Exercise directions: Your copy of the material below should match it exactly, except that it holds no pictures.

Source excerpt:
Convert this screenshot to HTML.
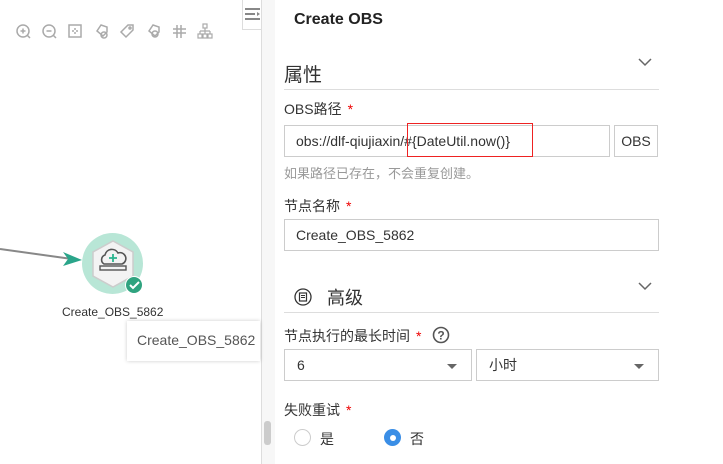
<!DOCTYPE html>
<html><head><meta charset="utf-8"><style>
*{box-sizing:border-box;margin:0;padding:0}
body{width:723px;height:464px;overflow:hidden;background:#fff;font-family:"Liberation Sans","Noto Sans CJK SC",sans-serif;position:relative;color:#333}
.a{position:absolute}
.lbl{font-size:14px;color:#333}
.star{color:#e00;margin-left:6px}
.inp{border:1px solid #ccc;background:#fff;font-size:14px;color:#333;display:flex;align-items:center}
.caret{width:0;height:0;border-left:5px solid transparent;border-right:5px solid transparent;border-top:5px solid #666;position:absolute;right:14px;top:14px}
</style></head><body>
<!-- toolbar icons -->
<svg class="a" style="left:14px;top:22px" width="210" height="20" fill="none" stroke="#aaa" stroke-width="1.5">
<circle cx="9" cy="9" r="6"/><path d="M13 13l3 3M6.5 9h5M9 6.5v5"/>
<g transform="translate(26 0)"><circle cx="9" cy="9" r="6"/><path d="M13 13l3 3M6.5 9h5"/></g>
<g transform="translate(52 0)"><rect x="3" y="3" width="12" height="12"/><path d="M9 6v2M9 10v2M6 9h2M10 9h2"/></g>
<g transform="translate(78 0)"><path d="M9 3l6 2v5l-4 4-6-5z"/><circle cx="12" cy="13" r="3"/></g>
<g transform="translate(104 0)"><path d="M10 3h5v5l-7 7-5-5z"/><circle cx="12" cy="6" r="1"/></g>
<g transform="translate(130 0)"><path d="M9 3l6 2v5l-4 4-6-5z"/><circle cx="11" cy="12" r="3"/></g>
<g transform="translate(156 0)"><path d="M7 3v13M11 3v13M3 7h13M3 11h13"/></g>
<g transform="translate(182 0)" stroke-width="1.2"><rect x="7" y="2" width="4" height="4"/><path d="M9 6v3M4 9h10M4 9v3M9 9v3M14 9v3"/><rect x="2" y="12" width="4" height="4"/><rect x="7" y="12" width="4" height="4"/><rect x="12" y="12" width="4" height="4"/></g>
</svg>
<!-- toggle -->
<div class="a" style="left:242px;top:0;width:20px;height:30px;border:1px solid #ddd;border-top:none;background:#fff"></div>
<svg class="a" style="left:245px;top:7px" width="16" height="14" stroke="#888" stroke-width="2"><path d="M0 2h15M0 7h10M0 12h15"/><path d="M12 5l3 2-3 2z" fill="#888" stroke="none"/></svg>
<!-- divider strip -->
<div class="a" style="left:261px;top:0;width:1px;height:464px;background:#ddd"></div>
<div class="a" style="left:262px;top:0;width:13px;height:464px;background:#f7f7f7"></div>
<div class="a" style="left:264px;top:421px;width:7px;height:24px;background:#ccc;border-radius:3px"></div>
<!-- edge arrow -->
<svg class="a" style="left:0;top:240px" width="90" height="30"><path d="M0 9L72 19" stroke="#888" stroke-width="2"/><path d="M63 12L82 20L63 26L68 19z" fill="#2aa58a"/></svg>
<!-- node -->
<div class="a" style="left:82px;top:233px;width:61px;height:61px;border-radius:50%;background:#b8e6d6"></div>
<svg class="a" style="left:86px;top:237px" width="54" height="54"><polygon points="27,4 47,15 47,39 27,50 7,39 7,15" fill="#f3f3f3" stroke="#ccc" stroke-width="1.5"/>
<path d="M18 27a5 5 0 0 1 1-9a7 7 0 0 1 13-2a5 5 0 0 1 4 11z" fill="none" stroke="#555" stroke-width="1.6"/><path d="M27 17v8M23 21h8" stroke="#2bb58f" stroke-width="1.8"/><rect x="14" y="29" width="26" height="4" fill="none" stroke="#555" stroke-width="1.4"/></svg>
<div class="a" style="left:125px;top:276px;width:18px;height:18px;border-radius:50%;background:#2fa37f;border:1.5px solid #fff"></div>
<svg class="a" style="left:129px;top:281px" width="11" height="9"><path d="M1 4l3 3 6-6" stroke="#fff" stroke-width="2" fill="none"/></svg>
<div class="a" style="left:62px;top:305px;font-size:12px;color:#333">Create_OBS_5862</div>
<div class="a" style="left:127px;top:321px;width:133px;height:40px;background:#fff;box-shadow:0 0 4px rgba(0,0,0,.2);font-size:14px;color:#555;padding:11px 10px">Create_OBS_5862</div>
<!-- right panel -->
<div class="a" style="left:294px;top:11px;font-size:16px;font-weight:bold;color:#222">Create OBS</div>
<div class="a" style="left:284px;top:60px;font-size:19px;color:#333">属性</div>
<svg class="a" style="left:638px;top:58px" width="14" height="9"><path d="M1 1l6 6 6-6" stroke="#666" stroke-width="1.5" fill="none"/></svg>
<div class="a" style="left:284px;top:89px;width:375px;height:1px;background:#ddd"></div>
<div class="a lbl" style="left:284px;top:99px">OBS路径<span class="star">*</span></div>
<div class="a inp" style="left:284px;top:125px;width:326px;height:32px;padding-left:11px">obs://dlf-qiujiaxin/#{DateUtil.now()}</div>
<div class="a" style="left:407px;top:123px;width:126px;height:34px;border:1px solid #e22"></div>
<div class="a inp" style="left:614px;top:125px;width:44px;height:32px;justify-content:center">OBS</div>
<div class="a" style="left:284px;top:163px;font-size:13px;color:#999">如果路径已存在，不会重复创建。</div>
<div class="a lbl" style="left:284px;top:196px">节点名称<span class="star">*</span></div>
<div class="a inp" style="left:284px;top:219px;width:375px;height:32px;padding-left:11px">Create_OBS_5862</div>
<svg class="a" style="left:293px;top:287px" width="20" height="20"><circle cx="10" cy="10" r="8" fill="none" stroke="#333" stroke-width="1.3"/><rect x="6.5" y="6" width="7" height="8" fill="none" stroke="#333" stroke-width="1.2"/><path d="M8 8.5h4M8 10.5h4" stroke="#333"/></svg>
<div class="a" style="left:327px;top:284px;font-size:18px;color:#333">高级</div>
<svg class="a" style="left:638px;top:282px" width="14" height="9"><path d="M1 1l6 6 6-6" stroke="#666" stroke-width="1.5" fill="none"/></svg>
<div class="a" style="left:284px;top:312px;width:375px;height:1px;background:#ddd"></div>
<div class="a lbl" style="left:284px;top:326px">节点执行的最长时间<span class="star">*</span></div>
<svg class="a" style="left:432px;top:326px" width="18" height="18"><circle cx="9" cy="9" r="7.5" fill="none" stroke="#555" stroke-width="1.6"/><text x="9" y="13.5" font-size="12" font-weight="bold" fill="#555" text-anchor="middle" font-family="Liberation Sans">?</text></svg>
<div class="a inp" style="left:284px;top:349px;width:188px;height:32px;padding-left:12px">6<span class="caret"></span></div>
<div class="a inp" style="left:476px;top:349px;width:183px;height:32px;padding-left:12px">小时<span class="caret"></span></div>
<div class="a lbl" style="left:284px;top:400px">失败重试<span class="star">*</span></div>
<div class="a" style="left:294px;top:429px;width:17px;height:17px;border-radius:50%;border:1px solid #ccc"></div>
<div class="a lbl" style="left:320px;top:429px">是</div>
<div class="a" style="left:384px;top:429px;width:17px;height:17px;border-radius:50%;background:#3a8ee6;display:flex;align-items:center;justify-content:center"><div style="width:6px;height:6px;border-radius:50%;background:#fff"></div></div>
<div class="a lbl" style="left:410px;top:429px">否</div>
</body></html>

Output below:
Convert this screenshot to HTML.
<!DOCTYPE html>
<html><head><meta charset="utf-8"><style>
*{box-sizing:border-box;margin:0;padding:0}
body{width:723px;height:464px;overflow:hidden;background:#fff;font-family:"Liberation Sans","Noto Sans CJK SC",sans-serif;position:relative;color:#333}
.a{position:absolute}
.lbl{font-size:14px;color:#333}
.star{color:#e00;margin-left:6px}
.inp{border:1px solid #ccc;background:#fff;font-size:14px;color:#333;display:flex;align-items:center}
.caret{width:0;height:0;border-left:5px solid transparent;border-right:5px solid transparent;border-top:5px solid #666;position:absolute;right:14px;top:14px}
</style></head><body>
<!-- toolbar icons -->
<svg class="a" style="left:14px;top:22px" width="210" height="20" fill="none" stroke="#aaa" stroke-width="1.5">
<circle cx="9" cy="9" r="6"/><path d="M13 13l3 3M6.5 9h5M9 6.5v5"/>
<g transform="translate(26 0)"><circle cx="9" cy="9" r="6"/><path d="M13 13l3 3M6.5 9h5"/></g>
<g transform="translate(52 0)"><rect x="3" y="3" width="12" height="12"/><path d="M9 6v2M9 10v2M6 9h2M10 9h2"/></g>
<g transform="translate(78 0)"><path d="M9 3l6 2v5l-4 4-6-5z"/><circle cx="12" cy="13" r="3"/></g>
<g transform="translate(104 0)"><path d="M10 3h5v5l-7 7-5-5z"/><circle cx="12" cy="6" r="1"/></g>
<g transform="translate(130 0)"><path d="M9 3l6 2v5l-4 4-6-5z"/><circle cx="11" cy="12" r="3"/></g>
<g transform="translate(156 0)"><path d="M7 3v13M11 3v13M3 7h13M3 11h13"/></g>
<g transform="translate(182 0)" stroke-width="1.2"><rect x="7" y="2" width="4" height="4"/><path d="M9 6v3M4 9h10M4 9v3M9 9v3M14 9v3"/><rect x="2" y="12" width="4" height="4"/><rect x="7" y="12" width="4" height="4"/><rect x="12" y="12" width="4" height="4"/></g>
</svg>
<!-- toggle -->
<div class="a" style="left:242px;top:0;width:20px;height:30px;border:1px solid #ddd;border-top:none;background:#fff"></div>
<svg class="a" style="left:245px;top:7px" width="16" height="14" stroke="#888" stroke-width="2"><path d="M0 2h15M0 7h10M0 12h15"/><path d="M12 5l3 2-3 2z" fill="#888" stroke="none"/></svg>
<!-- divider strip -->
<div class="a" style="left:261px;top:0;width:1px;height:464px;background:#ddd"></div>
<div class="a" style="left:262px;top:0;width:13px;height:464px;background:#f7f7f7"></div>
<div class="a" style="left:264px;top:421px;width:7px;height:24px;background:#ccc;border-radius:3px"></div>
<!-- edge arrow -->
<svg class="a" style="left:0;top:240px" width="90" height="30"><path d="M0 9L72 19" stroke="#888" stroke-width="2"/><path d="M63 12L82 20L63 26L68 19z" fill="#2aa58a"/></svg>
<!-- node -->
<div class="a" style="left:82px;top:233px;width:61px;height:61px;border-radius:50%;background:#b8e6d6"></div>
<svg class="a" style="left:86px;top:237px" width="54" height="54"><polygon points="27,4 47,15 47,39 27,50 7,39 7,15" fill="#f3f3f3" stroke="#ccc" stroke-width="1.5"/>
<path d="M18 27a5 5 0 0 1 1-9a7 7 0 0 1 13-2a5 5 0 0 1 4 11z" fill="none" stroke="#555" stroke-width="1.6"/><path d="M27 17v8M23 21h8" stroke="#2bb58f" stroke-width="1.8"/><rect x="14" y="29" width="26" height="4" fill="none" stroke="#555" stroke-width="1.4"/></svg>
<div class="a" style="left:125px;top:276px;width:18px;height:18px;border-radius:50%;background:#2fa37f;border:1.5px solid #fff"></div>
<svg class="a" style="left:129px;top:281px" width="11" height="9"><path d="M1 4l3 3 6-6" stroke="#fff" stroke-width="2" fill="none"/></svg>
<div class="a" style="left:62px;top:305px;font-size:12px;color:#333">Create_OBS_5862</div>
<div class="a" style="left:127px;top:321px;width:133px;height:40px;background:#fff;box-shadow:0 0 4px rgba(0,0,0,.2);font-size:14px;color:#555;padding:11px 10px">Create_OBS_5862</div>
<!-- right panel -->
<div class="a" style="left:294px;top:11px;font-size:16px;font-weight:bold;color:#222">Create OBS</div>
<div class="a" style="left:284px;top:60px;font-size:19px;color:#333">属性</div>
<svg class="a" style="left:638px;top:58px" width="14" height="9"><path d="M1 1l6 6 6-6" stroke="#666" stroke-width="1.5" fill="none"/></svg>
<div class="a" style="left:284px;top:89px;width:375px;height:1px;background:#ddd"></div>
<div class="a lbl" style="left:284px;top:99px">OBS路径<span class="star">*</span></div>
<div class="a inp" style="left:284px;top:125px;width:326px;height:32px;padding-left:11px">obs://dlf-qiujiaxin/#{DateUtil.now()}</div>
<div class="a" style="left:407px;top:123px;width:126px;height:34px;border:1px solid #e22"></div>
<div class="a inp" style="left:614px;top:125px;width:44px;height:32px;justify-content:center">OBS</div>
<div class="a" style="left:284px;top:163px;font-size:13px;color:#999">如果路径已存在，不会重复创建。</div>
<div class="a lbl" style="left:284px;top:196px">节点名称<span class="star">*</span></div>
<div class="a inp" style="left:284px;top:219px;width:375px;height:32px;padding-left:11px">Create_OBS_5862</div>
<svg class="a" style="left:293px;top:287px" width="20" height="20"><circle cx="10" cy="10" r="8" fill="none" stroke="#333" stroke-width="1.3"/><rect x="6.5" y="6" width="7" height="8" fill="none" stroke="#333" stroke-width="1.2"/><path d="M8 8.5h4M8 10.5h4" stroke="#333"/></svg>
<div class="a" style="left:327px;top:284px;font-size:18px;color:#333">高级</div>
<svg class="a" style="left:638px;top:282px" width="14" height="9"><path d="M1 1l6 6 6-6" stroke="#666" stroke-width="1.5" fill="none"/></svg>
<div class="a" style="left:284px;top:312px;width:375px;height:1px;background:#ddd"></div>
<div class="a lbl" style="left:284px;top:326px">节点执行的最长时间<span class="star">*</span></div>
<svg class="a" style="left:432px;top:326px" width="18" height="18"><circle cx="9" cy="9" r="7.5" fill="none" stroke="#555" stroke-width="1.6"/><text x="9" y="13.5" font-size="12" font-weight="bold" fill="#555" text-anchor="middle" font-family="Liberation Sans">?</text></svg>
<div class="a inp" style="left:284px;top:349px;width:188px;height:32px;padding-left:12px">6<span class="caret"></span></div>
<div class="a inp" style="left:476px;top:349px;width:183px;height:32px;padding-left:12px">小时<span class="caret"></span></div>
<div class="a lbl" style="left:284px;top:400px">失败重试<span class="star">*</span></div>
<div class="a" style="left:294px;top:429px;width:17px;height:17px;border-radius:50%;border:1px solid #ccc"></div>
<div class="a lbl" style="left:320px;top:429px">是</div>
<div class="a" style="left:384px;top:429px;width:17px;height:17px;border-radius:50%;background:#3a8ee6;display:flex;align-items:center;justify-content:center"><div style="width:6px;height:6px;border-radius:50%;background:#fff"></div></div>
<div class="a lbl" style="left:410px;top:429px">否</div>
</body></html>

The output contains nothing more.